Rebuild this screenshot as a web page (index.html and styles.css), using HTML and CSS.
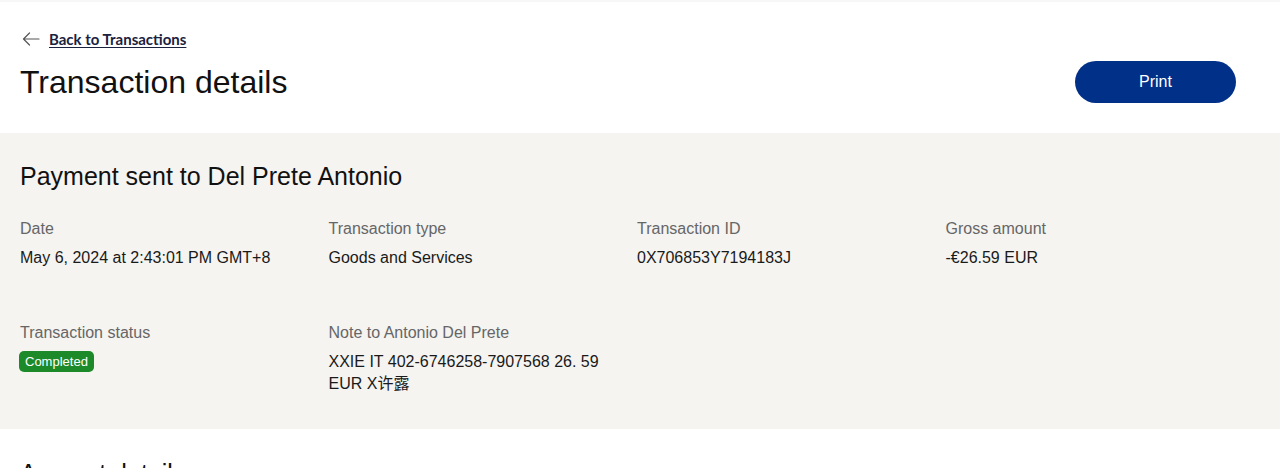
FILE: index.html
```html
<!DOCTYPE html>
<html lang="en">
<head>
<meta charset="utf-8">
<title>Transaction details</title>
<link rel="stylesheet" href="styles.css">
</head>
<body>
<header class="page-header">
  <a class="back-link" href="#">
    <svg class="back-icon" width="18" height="14" viewBox="0 0 18 14" aria-hidden="true">
      <path d="M17 7H1.5M7.5 1L1.5 7l6 6" fill="none" stroke="#555" stroke-width="1.2" stroke-linecap="round" stroke-linejoin="round"/>
    </svg>
    <span class="back-text">Back to Transactions</span>
  </a>
  <div class="title-row">
    <h1 class="page-title">Transaction details</h1>
    <button class="print-btn" type="button">Print</button>
  </div>
</header>

<section class="panel">
  <h2 class="panel-title">Payment sent to Del Prete Antonio</h2>
  <div class="details-grid">
    <div class="field">
      <div class="label">Date</div>
      <div class="value">May 6, 2024 at 2:43:01 PM GMT+8</div>
    </div>
    <div class="field">
      <div class="label">Transaction type</div>
      <div class="value">Goods and Services</div>
    </div>
    <div class="field">
      <div class="label">Transaction ID</div>
      <div class="value">0X706853Y7194183J</div>
    </div>
    <div class="field">
      <div class="label">Gross amount</div>
      <div class="value">-€26.59 EUR</div>
    </div>
    <div class="field">
      <div class="label">Transaction status</div>
      <div class="value"><span class="badge">Completed</span></div>
    </div>
    <div class="field">
      <div class="label">Note to Antonio Del Prete</div>
      <div class="value">XXIE IT 402-6746258-7907568 26. 59 EUR X许露</div>
    </div>
  </div>
</section>

<section class="amount">
  <h2 class="amount-title">Amount details</h2>
</section>
</body>
</html>
```

FILE: styles.css
```css
html, body {
  margin: 0;
  padding: 0;
  background: #ffffff;
}

body {
  font-family: "Liberation Sans", Arial, "Noto Sans CJK SC", sans-serif;
  color: #1a1a1a;
  border-top: 2px solid #f7f7f7;
}

.page-header {
  padding: 27px 44px 30px 20px;
}

.back-link {
  display: inline-flex;
  align-items: center;
  gap: 9px;
  height: 20px;
  color: #1b2240;
  text-decoration: none;
}

.back-icon {
  display: block;
  margin-left: 2px;
}

.back-text {
  font-family: Lato, "Open Sans", sans-serif;
  font-weight: 700;
  font-size: 15px;
  line-height: 20px;
  text-decoration: underline;
  text-underline-offset: 2px;
}

.title-row {
  display: flex;
  align-items: center;
  justify-content: space-between;
  margin-top: 11px;
  height: 42px;
}

.page-title {
  margin: 0;
  font-size: 32px;
  font-weight: 400;
  line-height: 40px;
  color: #111111;
}

.print-btn {
  width: 161px;
  height: 42px;
  border: none;
  border-radius: 21px;
  background: #003087;
  color: #ffffff;
  font-family: "Liberation Sans", Arial, sans-serif;
  font-size: 16px;
  cursor: pointer;
}

.panel {
  background: #f5f4f1;
  padding: 27px 43px 34px 20px;
}

.panel-title {
  margin: 0;
  font-size: 25px;
  font-weight: 400;
  line-height: 32px;
  color: #111111;
}

.details-grid {
  display: grid;
  grid-template-columns: repeat(4, 1fr);
  column-gap: 17px;
  row-gap: 52px;
  margin-top: 25px;
}

.label {
  font-size: 16px;
  line-height: 24px;
  color: #666666;
}

.value {
  margin-top: 6px;
  font-size: 16px;
  line-height: 22px;
  color: #1a1a1a;
}

.badge {
  display: inline-block;
  background: #1d8a2a;
  color: #ffffff;
  font-size: 13px;
  line-height: 21px;
  padding: 0 6px;
  border-radius: 5px;
  vertical-align: top;
  margin-left: -1px;
}

.amount {
  padding: 28px 20px 0 20px;
}

.amount-title {
  margin: 0;
  font-size: 25px;
  font-weight: 400;
  line-height: 32px;
  color: #111111;
}
```
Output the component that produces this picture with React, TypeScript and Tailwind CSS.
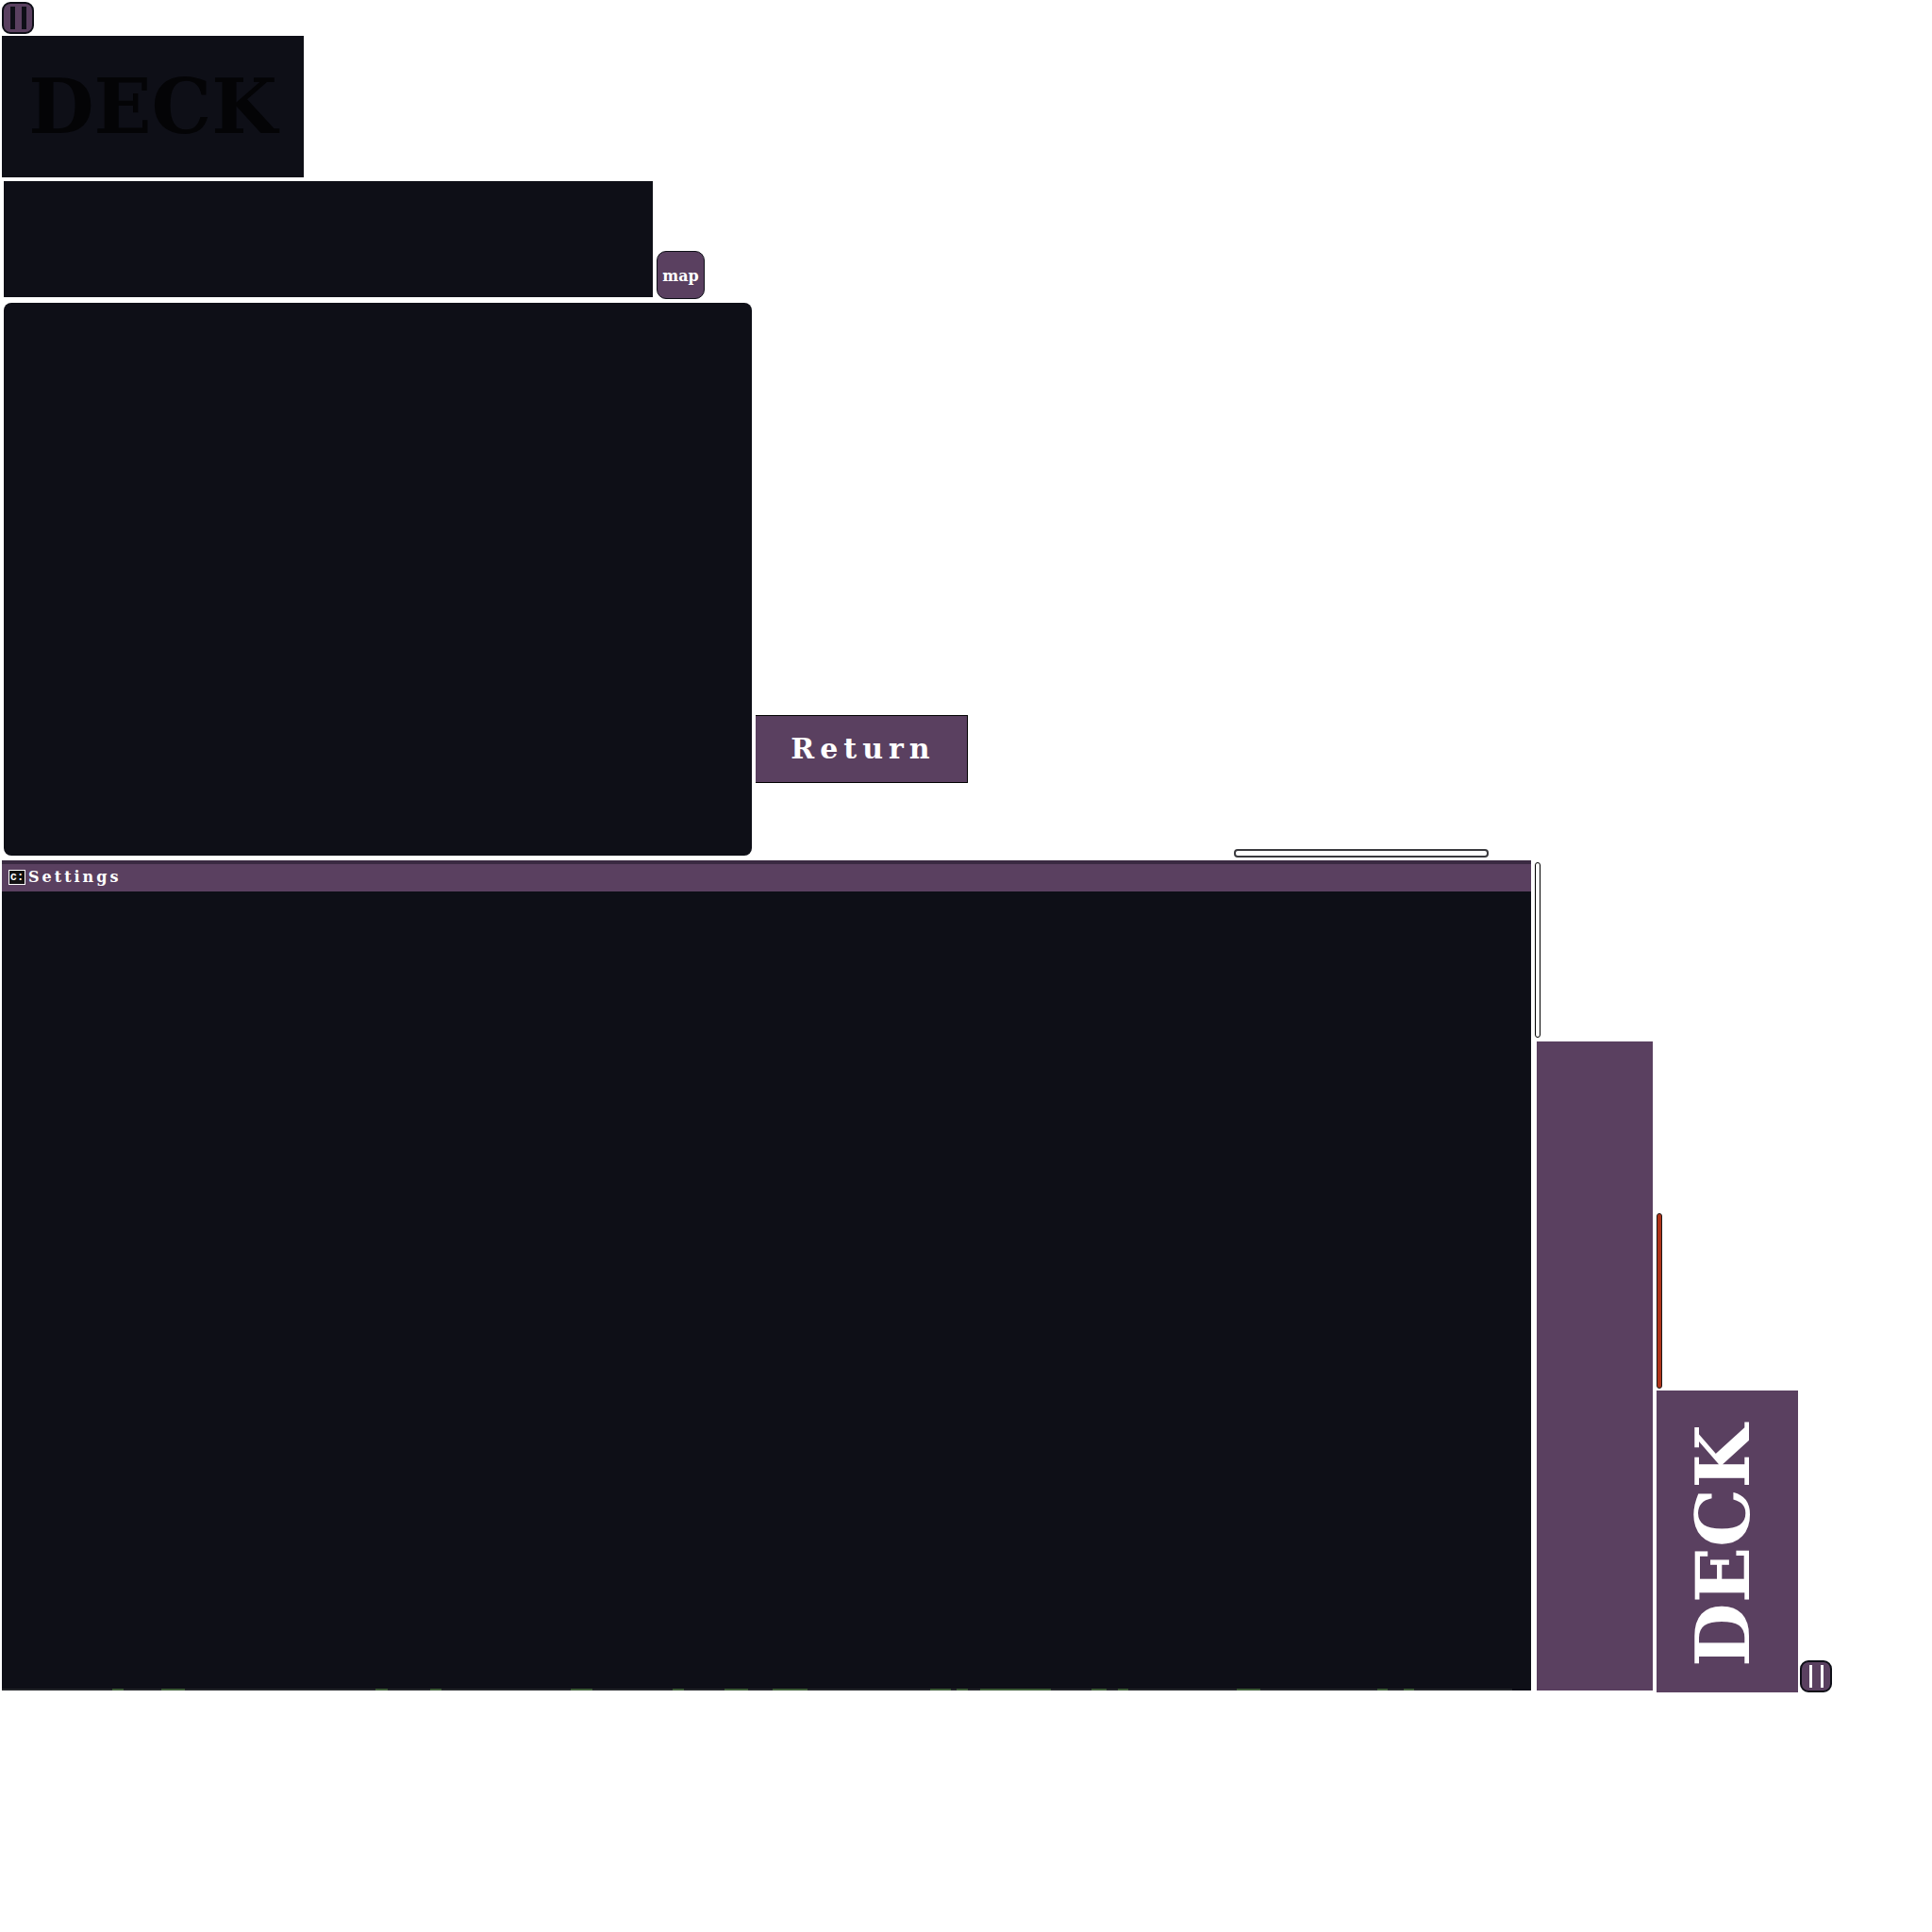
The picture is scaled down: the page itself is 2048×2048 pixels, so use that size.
const marks: [number, number][] = [
  [119, 12], [171, 25], [398, 13], [456, 12], [605, 23], [713, 12], [768, 25], [819, 37], [986, 22], [1014, 12],
  [1039, 75], [1157, 16], [1185, 11], [1311, 25], [1460, 11], [1488, 11],
];

const serif = "font-['DejaVu_Serif','Liberation_Serif',serif] font-bold";

function Pause({ children, gap }: { children: React.ReactNode; gap: string }) {
  return (
    <div className={`flex h-[34px] w-[34px] items-center justify-center rounded-[9px] border-2 border-[#0e0f17] bg-[#5a4060] ${gap}`}>
      {children}
    </div>
  );
}

export default function App() {
  return (
    <div className="flex min-h-[2048px] w-[2048px] flex-col items-start bg-white pl-[2px] pt-[2px]">
      <Pause gap="gap-[7px]">
        <div className="h-[24px] w-[5px] bg-[#0e0f17]" />
        <div className="h-[24px] w-[5px] bg-[#0e0f17]" />
      </Pause>

      <div className={`mt-[2px] flex h-[150px] w-[320px] items-center justify-center bg-[#0e0f17] text-[80px] leading-none text-[#040406] ${serif}`}>
        DECK
      </div>

      <div className="mt-[4px] flex h-[125px] items-end">
        <div className="ml-[2px] h-[123px] w-[688px] self-start bg-[#0e0f17]" />
        <div className={`ml-[4px] flex h-[51px] w-[51px] items-center justify-center rounded-[10px] border border-[#0e0f17] bg-[#5a4060] pt-[2px] text-[16px] leading-none text-white ${serif}`}>
          map
        </div>
      </div>

      <div className="mt-[4px] flex items-end">
        <div className="ml-[2px] h-[586px] w-[793px] rounded-[8px] bg-[#0e0f17]" />
        <div className={`mb-[77px] ml-[4px] flex h-[72px] w-[225px] items-center justify-center border-y border-r border-black bg-[#5a4060] pl-[4px] text-[30px] leading-none tracking-[6px] text-white ${serif}`}>
          Return
        </div>
      </div>

      <div className="relative mt-[5px] flex h-[882px] items-end">
        <div className="absolute left-[1306px] top-[-12px] h-[9px] w-[270px] rounded-[4px] border-2 border-[#3a3a3e] bg-white" />

        <div className="relative flex h-[880px] w-[1621px] flex-col self-start overflow-hidden bg-[#0e0f17]">
          <div className="h-[4px] bg-[#3a2a42]" />
          <div className="flex h-[29px] items-center gap-[3px] bg-[#5a4060] pb-[2px] pl-[7px]">
            <div className="flex h-[16px] w-[18px] items-center justify-center border border-white bg-[#111] font-['Liberation_Mono',monospace] text-[12px] font-bold leading-none text-white">
              c:
            </div>
            <span className={`text-[16px] leading-none tracking-[3px] text-white ${serif}`}>Settings</span>
          </div>
          <div className="absolute bottom-0 left-0 h-[2px] w-[1601px] bg-[#24262a]" />
          {marks.map(([left, width]) => (
            <div
              key={left}
              className="absolute bottom-0 h-[2px] bg-[#3f5c38]"
              style={{ left: left - 2, width }}
            />
          ))}
        </div>

        <div className="ml-[4px] flex flex-col items-start gap-[4px] self-start pt-[2px]">
          <div className="h-[186px] w-[6px] rounded-[3px] border border-black bg-white" />
          <div className="ml-[2px] h-[688px] w-[123px] bg-[#5a4060]" />
        </div>

        <div className="ml-[4px] flex flex-col items-start gap-[2px]">
          <div className="h-[186px] w-[6px] rounded-[3px] border border-[#1a1a1a] bg-[#b0341a]" />
          <div className={`flex h-[320px] w-[150px] items-center justify-center bg-[#5a4060] pr-[8px] pt-[8px] text-[78px] leading-none text-white ${serif}`}>
            <span className="rotate-180 [writing-mode:vertical-rl]">DECK</span>
          </div>
        </div>

        <div className="ml-[2px]">
          <Pause gap="gap-[9px]">
            <div className="h-[24px] w-[3px] bg-white" />
            <div className="h-[24px] w-[3px] bg-white" />
          </Pause>
        </div>
      </div>
    </div>
  );
}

* **Job**: From the listing, copy every line where the string "picture" appears.

* **Answer to the exercise**:
Output the component that produces this picture with React, TypeScript and Tailwind CSS.
The picture is scaled down: the page itself is 2048×2048 pixels, so use that size.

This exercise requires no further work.